About Tee Beams
Steel Tee Beams, though less commonly used in construction than other structural shapes, can offer certain advantages when used correctly.
A Tee Beam is a steel profile that is not typically made at the mill. Mills only produce small sizes. Larger steel tees are produced by splitting beams, most commonly Wide Flange Beams, but occasionally I-Beams.
We use a specially made device to cut the web of a beam to produce two tees. Generally, the cut is made down the middle of the beam but it can be cut off center.
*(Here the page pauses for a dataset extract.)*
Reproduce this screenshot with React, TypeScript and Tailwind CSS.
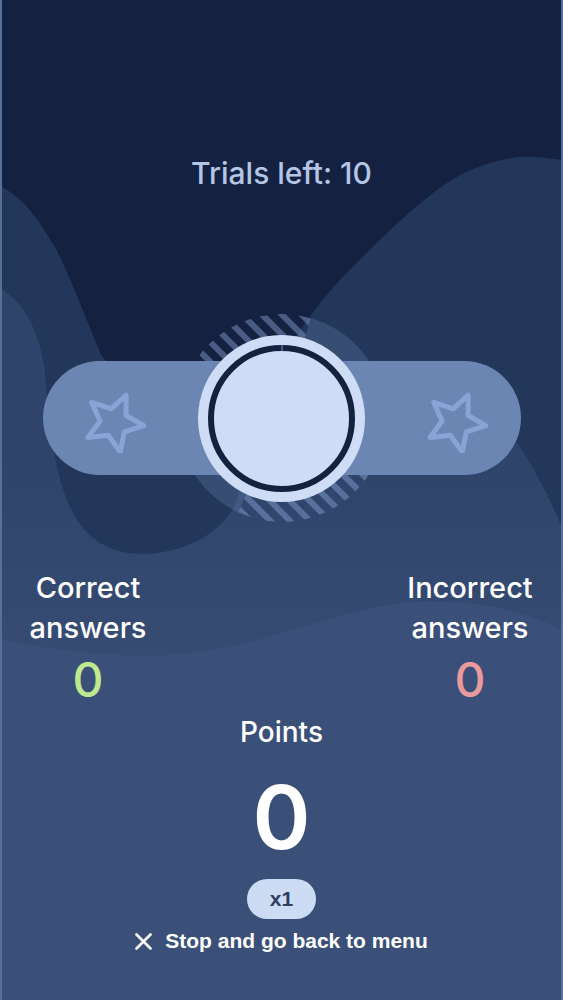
import React from "react";

const starPoints =
  "12.2,-27.4 12.12,-7 29.84,3.14 10.4,9.37 6.24,29.34 -5.69,12.79 -25.98,15 -13.92,-1.46 -22.29,-20.07 -2.91,-13.69";

function Star() {
  return (
    <svg width="70" height="70" viewBox="-35 -39.5 70 70">
      <polygon
        points={starPoints}
        fill="none"
        stroke="#8aa3d6"
        strokeWidth="5"
        strokeLinejoin="round"
      />
    </svg>
  );
}

function Halo() {
  return (
    <svg
      className="col-start-1 row-start-1"
      width="208"
      height="208"
      viewBox="0 0 208 208"
    >
      <defs>
        <pattern
          id="stripes"
          width="14"
          height="14"
          patternUnits="userSpaceOnUse"
          patternTransform="rotate(-45)"
        >
          <rect width="6" height="14" fill="rgba(140,165,215,0.45)" />
        </pattern>
        <clipPath id="stripeClip">
          <path d="M104,104 L207.6,94.9 A104,104 0 0 1 60,198.3 Z" />
          <path d="M104,104 L0,104 A104,104 0 0 1 132.7,4 Z" />
        </clipPath>
      </defs>
      <circle cx="104" cy="104" r="104" fill="url(#stripes)" clipPath="url(#stripeClip)" />
      <path
        d="M104,104 L132.7,4 A104,104 0 0 1 207.6,94.9 Z"
        fill="rgba(140,165,215,0.2)"
      />
      <path
        d="M104,104 L60,198.3 A104,104 0 0 1 0,104 Z"
        fill="rgba(140,165,215,0.2)"
      />
    </svg>
  );
}

function Background() {
  return (
    <svg
      className="absolute inset-0 h-full w-full"
      viewBox="0 0 563 1000"
      preserveAspectRatio="none"
    >
      <defs>
        <linearGradient id="lighter" x1="0" y1="460" x2="0" y2="660" gradientUnits="userSpaceOnUse">
          <stop offset="0" stopColor="#2e446b" />
          <stop offset="1" stopColor="#364c73" />
        </linearGradient>
      </defs>
      <rect width="563" height="1000" fill="#3a5078" />
      <path
        d="M0,0 H563 V630 C530,612 480,600 420,602 C340,606 260,650 170,655 C100,658 40,648 0,640 Z"
        fill="url(#lighter)"
      />
      <path
        d="M0,0 H563 V525 C548,490 530,458 517,440 L248,440 C245,470 240,495 232,510 C215,535 185,552 145,554 C110,555 85,540 70,510 C50,470 47,410 43,370 C38,330 20,300 0,290 Z"
        fill="#22375a"
      />
      <path
        d="M0,0 H563 V160 C548,158 535,156 521,157 C495,160 470,168 445,185 C410,210 380,240 350,270 C320,300 300,330 280,360 L260,440 L170,440 C150,400 120,380 100,355 C85,320 70,280 55,250 C40,225 25,200 0,187 Z"
        fill="#142140"
      />
    </svg>
  );
}

export default function App() {
  return (
    <div className="relative h-[1000px] w-full overflow-hidden border-x-2 border-[rgba(150,170,205,0.35)] bg-[#3a5078] font-[Inter,'Noto_Sans',sans-serif]">
      <Background />
      <div className="relative flex flex-col items-center pt-[155px]">
        <p className="text-[30px] leading-[36px] font-medium text-[#b4c6e6]">
          Trials left: 10
        </p>

        <div className="mt-[123px] grid h-[208px] w-full place-items-center">
          <Halo />
          <div className="col-start-1 row-start-1 flex h-[114px] w-[478px] items-center justify-between rounded-full bg-[#6b86b2] pl-[36px] pr-[30px]">
            <Star />
            <Star />
          </div>
          <div className="col-start-1 row-start-1 flex h-[167px] w-[167px] items-center justify-center rounded-full bg-[#cfdcf5]">
            <div className="relative h-[147px] w-[147px] rounded-full border-[6px] border-[#14213f]">
              <span className="absolute left-1/2 top-[-6px] h-[6px] w-px -translate-x-1/2 bg-[#8193b3]" />
            </div>
          </div>
        </div>

        <div className="mt-[46px] flex w-full justify-between pl-[11px] pr-[16px]">
          <div className="flex w-[150px] flex-col items-center text-center">
            <p className="text-[29px] leading-[40px] font-medium text-white">
              Correct
              <br />
              answers
            </p>
            <p className="mt-[8px] text-[48px] leading-none font-medium text-[#bfe88f]">
              0
            </p>
          </div>
          <div className="flex w-[150px] flex-col items-center text-center">
            <p className="text-[29px] leading-[40px] font-medium text-white">
              Incorrect
              <br />
              answers
            </p>
            <p className="mt-[8px] text-[48px] leading-none font-medium text-[#e99a9c]">
              0
            </p>
          </div>
        </div>

        <p className="mt-[10px] text-[28px] leading-[36px] font-medium text-white">
          Points
        </p>
        <p className="mt-[23px] text-[88px] leading-none font-semibold text-white">
          0
        </p>
        <div className="mt-[18px] flex h-[40px] w-[69px] items-center justify-center rounded-full bg-[#cddcf5] font-['Liberation_Sans',Arial,sans-serif] text-[21px] font-bold text-[#2d3f5f]">
          x1
        </div>
        <button className="mt-[10px] flex items-center gap-[13px] font-['Liberation_Sans',Arial,sans-serif] text-[21px] leading-[24px] font-bold text-white">
          <svg width="17" height="17" viewBox="0 0 17 17">
            <path
              d="M1.5,1.5 L15.5,15.5 M15.5,1.5 L1.5,15.5"
              stroke="white"
              strokeWidth="2.6"
              strokeLinecap="round"
            />
          </svg>
          Stop and go back to menu
        </button>
      </div>
    </div>
  );
}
Once cut, the portion of the beam that was known as the web is now called a stem when discussed as part of a Tee Beam.
Because Tee Beams are cut from Wide Flange Beams, we offer them in pairs of galvanized or raw steel.
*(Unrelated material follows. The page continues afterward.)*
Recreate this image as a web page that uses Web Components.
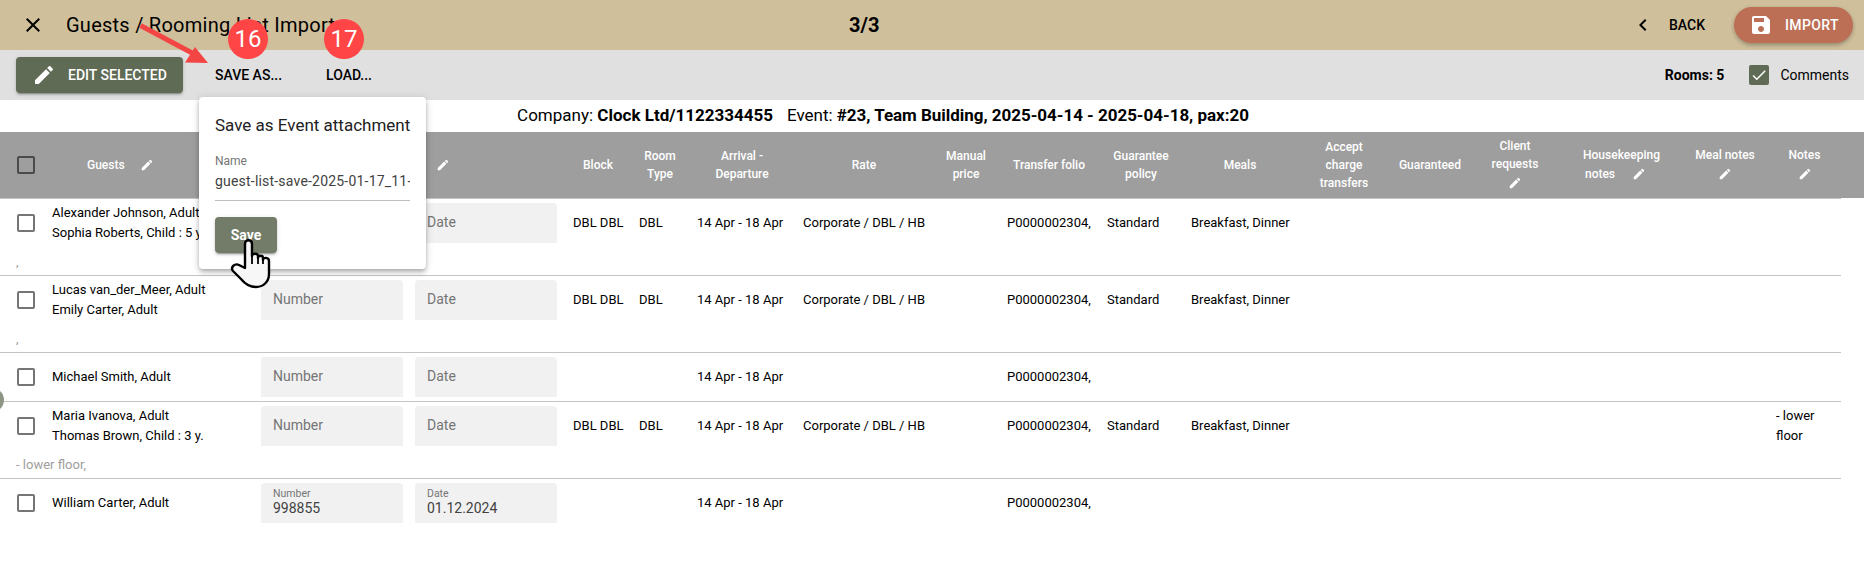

Anatomy of Tee-Beam vs Wide Flange Beam
Tee Beams vs Wide Flange Beams
Advantages of Tee Beams
Reduce the height and weight of the assembly
Easier to bend the beam
Disadvantages of Tee Beams
Lower tensile strength than comparably sized W-Beam
Less resistance to tensile forces when compared to a W-Beam
Understanding the Part Numbers
Tee Beams split from Wide Flange Beams are designated as “WT” preceding the size (stem height X weight/foot X length). For example, a Wide Flange Beam size W12 x 30 X 20 split to a Tee Beam would be designated WT6 X 15 X 20 since the 12-inch height of the original beam split in half = 6 inches and the 30 pounds per foot of the original beam split in half = 15 pounds.